La musique électronique
Au même titre que Berlin, Amsterdam est une capitale mondiale de la techno et autres musiques électroniques. La ville est le refuge d’innombrables artistes et labels et propose un réseau dense de bonnes adresses pour apprécier le genre dans son élément naturel : le club. L'endroit le plus étonnant pour écouter de la musique électronique à Amsterdam est De School. Cette ancienne école technique est LE nouveau temple de la musique électronique. Excentré à l’ouest de la capitale, ce bijou brutaliste vaut le détour pour le raffinement de sa programmation, son amour du design et son atmosphère crue et arty très berlinoise. Une expérience unique à vivre à n’importe quelle heure du jour ou de la nuit, puisque le lieu détient le permis 24h/24. Petits plus : on y trouve un jardin agréable et un restaurant étonnant. Envie d’aller plus loin encore ? Direction « Amsterdam Noord ». L’aventure commence dès que l’on embarque sur le ferry (15 minutes de trajet, départs depuis la gare centrale) direction NSDM, un ancien quartier naval reconverti en village underground et créatif. Dès le débarquement, on est accueilli par des grues, des graffs et une architecture restée intégralement industrielle. C’est austère, intimidant, c’est vrai. Mais c’est ici que l’on croise des incontournables comme Pllek, ex-hangar devenu bar (et club la nuit tombée), les pieds dans le sable, les yeux dans l’eau.
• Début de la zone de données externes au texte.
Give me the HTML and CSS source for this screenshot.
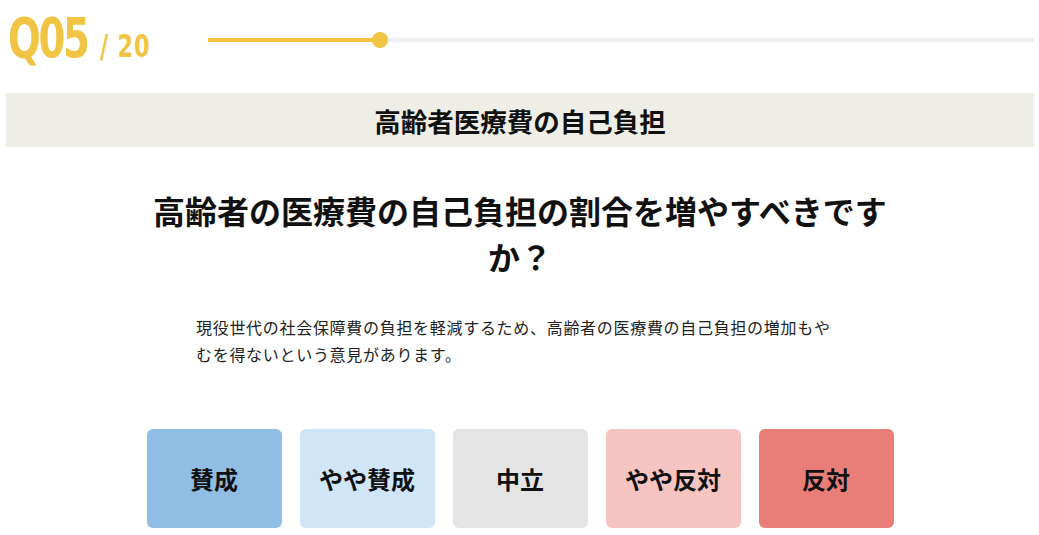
FILE: index.html
```html
<!DOCTYPE html>
<html lang="ja">
<head>
<meta charset="utf-8">
<link rel="stylesheet" href="styles.css">
</head>
<body>
<div class="page">
  <header class="head">
    <div class="qnum"><span class="cur">Q05</span><span class="tot">/ 20</span></div>
    <div class="progress">
      <div class="fill" style="width:172px"><span class="dot"></span></div>
    </div>
  </header>
  <div class="band">高齢者医療費の自己負担</div>
  <h1 class="question">高齢者の医療費の自己負担の割合を増やすべきですか？</h1>
  <p class="desc">現役世代の社会保障費の負担を軽減するため、高齢者の医療費の自己負担の増加もやむを得ないという意見があります。</p>
  <div class="choices">
    <button class="choice c1">賛成</button>
    <button class="choice c2">やや賛成</button>
    <button class="choice c3">中立</button>
    <button class="choice c4">やや反対</button>
    <button class="choice c5">反対</button>
  </div>
</div>
</body>
</html>
```
FILE: styles.css
```css
html, body { margin: 0; padding: 0; background: #fff; }
body { font-family: "Noto Sans CJK JP", "Noto Sans", sans-serif; color: #111; }
.page { padding: 0 5px 0 6px; }
.head { display: flex; align-items: center; height: 80px; }
.qnum { width: 200px; flex: none; display: flex; align-items: baseline; color: #f1c444; font-family: "DejaVu Sans Condensed", "DejaVu Sans", sans-serif; font-weight: bold; padding-left: 2px; margin-top: -4px; }
.cur { font-size: 55px; letter-spacing: -3px; transform: scaleX(0.78); transform-origin: left; display: inline-block; width: 92px; }
.tot { font-size: 32px; transform: scaleX(0.78); transform-origin: left; display: inline-block; letter-spacing: 1px; }
.progress { flex: 1; height: 4px; background: #eeeeee; position: relative; }
.fill { height: 4px; background: #f1c444; position: relative; }
.dot { position: absolute; right: -8px; top: -6px; width: 16px; height: 16px; border-radius: 50%; background: #f1c444; }
.band { background: #efeee6; height: 54px; margin-top: 13px; display: flex; align-items: center; justify-content: center; font-size: 26.5px; font-weight: bold; }
.question { max-width: 740px; margin: 40px auto 0; text-align: center; font-size: 32px; line-height: 46px; font-weight: bold; }
.desc { max-width: 648px; margin: 35px auto 0; font-size: 16px; letter-spacing: 0.7px; line-height: 27px; color: #222; }
.choices { display: flex; justify-content: center; gap: 18px; margin-top: 61px; }
.choice { width: 135px; height: 99px; border: none; border-radius: 6px; font-family: inherit; font-size: 24px; font-weight: bold; color: #111; }
.c1 { background: #8fbde3; }
.c2 { background: #d0e5f8; }
.c3 { background: #e4e4e4; }
.c4 { background: #f6c5c2; }
.c5 { background: #e97d78; }
```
Une autre planète. Un autre Amsterdam incarné aussi par le club « Garage noord ». Lui aussi situé sur la rive nord de l’IJ, cet espace petit, mais arty couve des fêtes de poche aussi intimistes qu’underground. À conseiller en sortant de chez « De Goudfazan », une des tables les plus en vue de la ville, à proximité. Un Amsterdam alternatif, on peut en trouver sans même quitter le centre. Direction le nord de Vondelpark où est nichée une petite pépite : OT301. Ancien squat devenu plateforme artistique, OT301 a conservé son esprit libertaire – une programmation d’avant-garde et des prix libres – tout en devenant un incontournable de la nuit amstellodamoise.